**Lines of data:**
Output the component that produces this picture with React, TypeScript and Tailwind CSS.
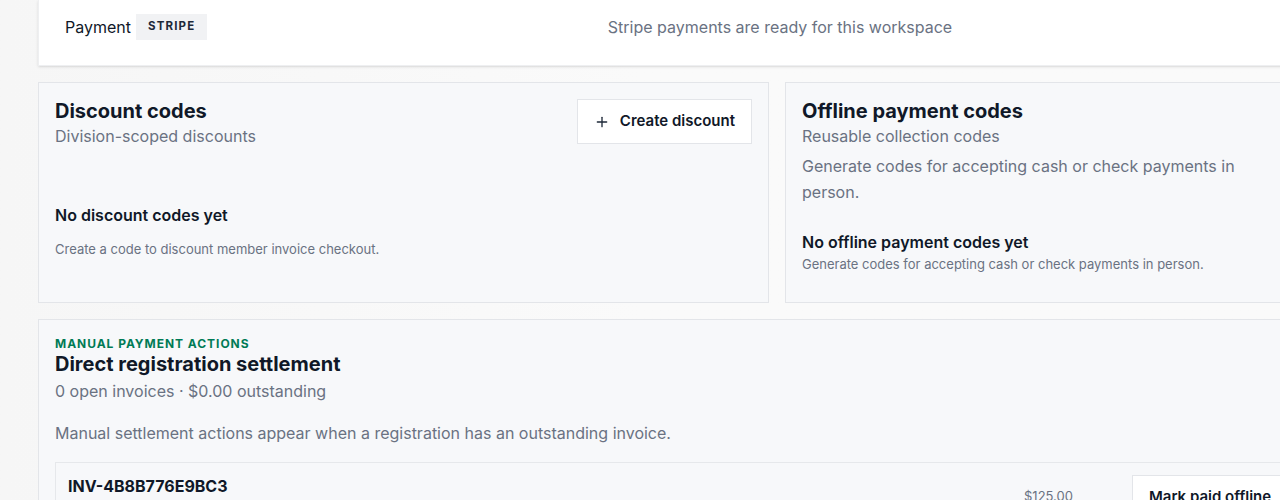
import React from 'react';
import { Plus } from 'lucide-react';

const font = { fontFamily: 'Inter, "Noto Sans", sans-serif' };

const Card = ({ children, className = '' }: { children: React.ReactNode; className?: string }) => (
    <div className={`border border-[#e3e5e9] bg-[#f7f8fa] ${className}`}>{children}</div>
);

const OutlineButton = ({ children, className = '' }: { children: React.ReactNode; className?: string }) => (
    <button className={`flex h-[45px] shrink-0 items-center gap-2.5 border border-[#e3e5e9] bg-white px-4 text-[15px] font-semibold text-gray-900 ${className}`}>
        {children}
    </button>
);

export default function App() {
    return (
        <div className="min-h-screen overflow-hidden bg-gradient-to-r from-[#f6f6f6] via-[#fafafa] to-[#fafafa] pl-[38px]" style={font}>
            <div className="flex w-[1478px] flex-col gap-4">
                {/* provider row */}
                <div className="grid h-[66px] grid-cols-[1fr_auto_1fr] items-start border-x border-b border-[#eeeff1] bg-white px-[26px] pt-[14px] shadow-sm">
                    <div className="flex h-[26px] items-center gap-[5px]">
                        <span className="text-base text-gray-900">Payment</span>
                        <span className="flex h-[26px] items-center bg-[#f1f2f4] px-3 text-[11.5px] font-bold tracking-widest text-gray-800">STRIPE</span>
                    </div>
                    <p className="flex h-[26px] items-center pl-[6px] text-base text-gray-500">Stripe payments are ready for this workspace</p>
                    <div />
                </div>

                <div className="grid grid-cols-2 gap-4">
                    <Card className="p-4">
                        <div className="flex items-start justify-between">
                            <div>
                                <h2 className="text-xl leading-[25px] font-bold text-gray-900">Discount codes</h2>
                                <p className="text-base text-gray-500">Division-scoped discounts</p>
                            </div>
                            <OutlineButton>
                                <Plus className="h-4 w-4 text-gray-800" strokeWidth={2} />
                                Create discount
                            </OutlineButton>
                        </div>
                        <div className="mt-[31px] pt-6 pb-[27px]">
                            <p className="text-base font-semibold text-gray-900">No discount codes yet</p>
                            <p className="mt-3 text-[13px] leading-5 text-gray-500">Create a code to discount member invoice checkout.</p>
                        </div>
                    </Card>

                    <Card className="p-4">
                        <h2 className="text-xl leading-[25px] font-bold text-gray-900">Offline payment codes</h2>
                        <p className="text-base text-gray-500">Reusable collection codes</p>
                        <p className="mt-[5px] max-w-md text-base leading-[26px] text-gray-500">
                            Generate codes for accepting cash or check payments in person.
                        </p>
                        <div className="mt-[25px]">
                            <p className="text-base font-semibold text-gray-900">No offline payment codes yet</p>
                            <p className="text-[13px] leading-5 text-gray-500">Generate codes for accepting cash or check payments in person.</p>
                        </div>
                    </Card>
                </div>

                <Card className="p-4">
                    <p className="text-[12px] leading-[16px] font-bold tracking-[0.08em] text-emerald-700">MANUAL PAYMENT ACTIONS</p>
                    <h2 className="text-xl leading-[25px] font-bold text-gray-900">Direct registration settlement</h2>
                    <p className="mt-0.5 text-base text-gray-500">0 open invoices · $0.00 outstanding</p>
                    <p className="mt-[18px] text-base text-gray-500">
                        Manual settlement actions appear when a registration has an outstanding invoice.
                    </p>

                    <div className="mt-[17px] flex items-start border border-[#e6e8eb] bg-[#f7f8fa] px-3 pt-[11px] pb-4">
                        <div className="w-[956px] shrink-0">
                            <p className="text-base font-bold text-gray-900">INV-4B8B776E9BC3</p>
                            <p className="text-[13px] text-gray-500">Registration balance</p>
                        </div>
                        <p className="mt-3 text-[13px] leading-5 text-gray-500">$125.00</p>
                        <OutlineButton className="mt-px ml-[59px]">Mark paid offline</OutlineButton>
                        <OutlineButton className="mt-px ml-2">Waive balance</OutlineButton>
                    </div>
                </Card>
            </div>
        </div>
    );
}
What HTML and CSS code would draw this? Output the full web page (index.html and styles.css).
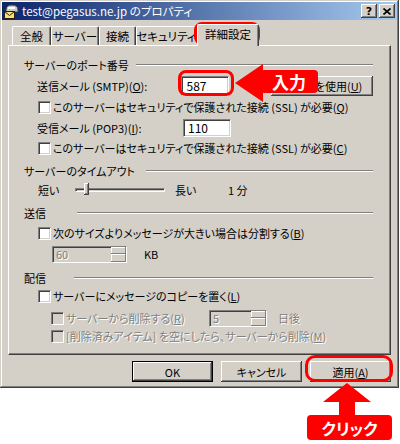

**Task directions:**
Reproduce every record above exactly, but leave out the pictures.

**Expected answer:**
Output the component that produces this picture with React, TypeScript and Tailwind CSS.
import React from 'react';
import { Plus } from 'lucide-react';

const font = { fontFamily: 'Inter, "Noto Sans", sans-serif' };

const Card = ({ children, className = '' }: { children: React.ReactNode; className?: string }) => (
    <div className={`border border-[#e3e5e9] bg-[#f7f8fa] ${className}`}>{children}</div>
);

const OutlineButton = ({ children, className = '' }: { children: React.ReactNode; className?: string }) => (
    <button className={`flex h-[45px] shrink-0 items-center gap-2.5 border border-[#e3e5e9] bg-white px-4 text-[15px] font-semibold text-gray-900 ${className}`}>
        {children}
    </button>
);

export default function App() {
    return (
        <div className="min-h-screen overflow-hidden bg-gradient-to-r from-[#f6f6f6] via-[#fafafa] to-[#fafafa] pl-[38px]" style={font}>
            <div className="flex w-[1478px] flex-col gap-4">
                {/* provider row */}
                <div className="grid h-[66px] grid-cols-[1fr_auto_1fr] items-start border-x border-b border-[#eeeff1] bg-white px-[26px] pt-[14px] shadow-sm">
                    <div className="flex h-[26px] items-center gap-[5px]">
                        <span className="text-base text-gray-900">Payment</span>
                        <span className="flex h-[26px] items-center bg-[#f1f2f4] px-3 text-[11.5px] font-bold tracking-widest text-gray-800">STRIPE</span>
                    </div>
                    <p className="flex h-[26px] items-center pl-[6px] text-base text-gray-500">Stripe payments are ready for this workspace</p>
                    <div />
                </div>

                <div className="grid grid-cols-2 gap-4">
                    <Card className="p-4">
                        <div className="flex items-start justify-between">
                            <div>
                                <h2 className="text-xl leading-[25px] font-bold text-gray-900">Discount codes</h2>
                                <p className="text-base text-gray-500">Division-scoped discounts</p>
                            </div>
                            <OutlineButton>
                                <Plus className="h-4 w-4 text-gray-800" strokeWidth={2} />
                                Create discount
                            </OutlineButton>
                        </div>
                        <div className="mt-[31px] pt-6 pb-[27px]">
                            <p className="text-base font-semibold text-gray-900">No discount codes yet</p>
                            <p className="mt-3 text-[13px] leading-5 text-gray-500">Create a code to discount member invoice checkout.</p>
                        </div>
                    </Card>

                    <Card className="p-4">
                        <h2 className="text-xl leading-[25px] font-bold text-gray-900">Offline payment codes</h2>
                        <p className="text-base text-gray-500">Reusable collection codes</p>
                        <p className="mt-[5px] max-w-md text-base leading-[26px] text-gray-500">
                            Generate codes for accepting cash or check payments in person.
                        </p>
                        <div className="mt-[25px]">
                            <p className="text-base font-semibold text-gray-900">No offline payment codes yet</p>
                            <p className="text-[13px] leading-5 text-gray-500">Generate codes for accepting cash or check payments in person.</p>
                        </div>
                    </Card>
                </div>

                <Card className="p-4">
                    <p className="text-[12px] leading-[16px] font-bold tracking-[0.08em] text-emerald-700">MANUAL PAYMENT ACTIONS</p>
                    <h2 className="text-xl leading-[25px] font-bold text-gray-900">Direct registration settlement</h2>
                    <p className="mt-0.5 text-base text-gray-500">0 open invoices · $0.00 outstanding</p>
                    <p className="mt-[18px] text-base text-gray-500">
                        Manual settlement actions appear when a registration has an outstanding invoice.
                    </p>

                    <div className="mt-[17px] flex items-start border border-[#e6e8eb] bg-[#f7f8fa] px-3 pt-[11px] pb-4">
                        <div className="w-[956px] shrink-0">
                            <p className="text-base font-bold text-gray-900">INV-4B8B776E9BC3</p>
                            <p className="text-[13px] text-gray-500">Registration balance</p>
                        </div>
                        <p className="mt-3 text-[13px] leading-5 text-gray-500">$125.00</p>
                        <OutlineButton className="mt-px ml-[59px]">Mark paid offline</OutlineButton>
                        <OutlineButton className="mt-px ml-2">Waive balance</OutlineButton>
                    </div>
                </Card>
            </div>
        </div>
    );
}
What HTML and CSS code would draw this? Output the full web page (index.html and styles.css).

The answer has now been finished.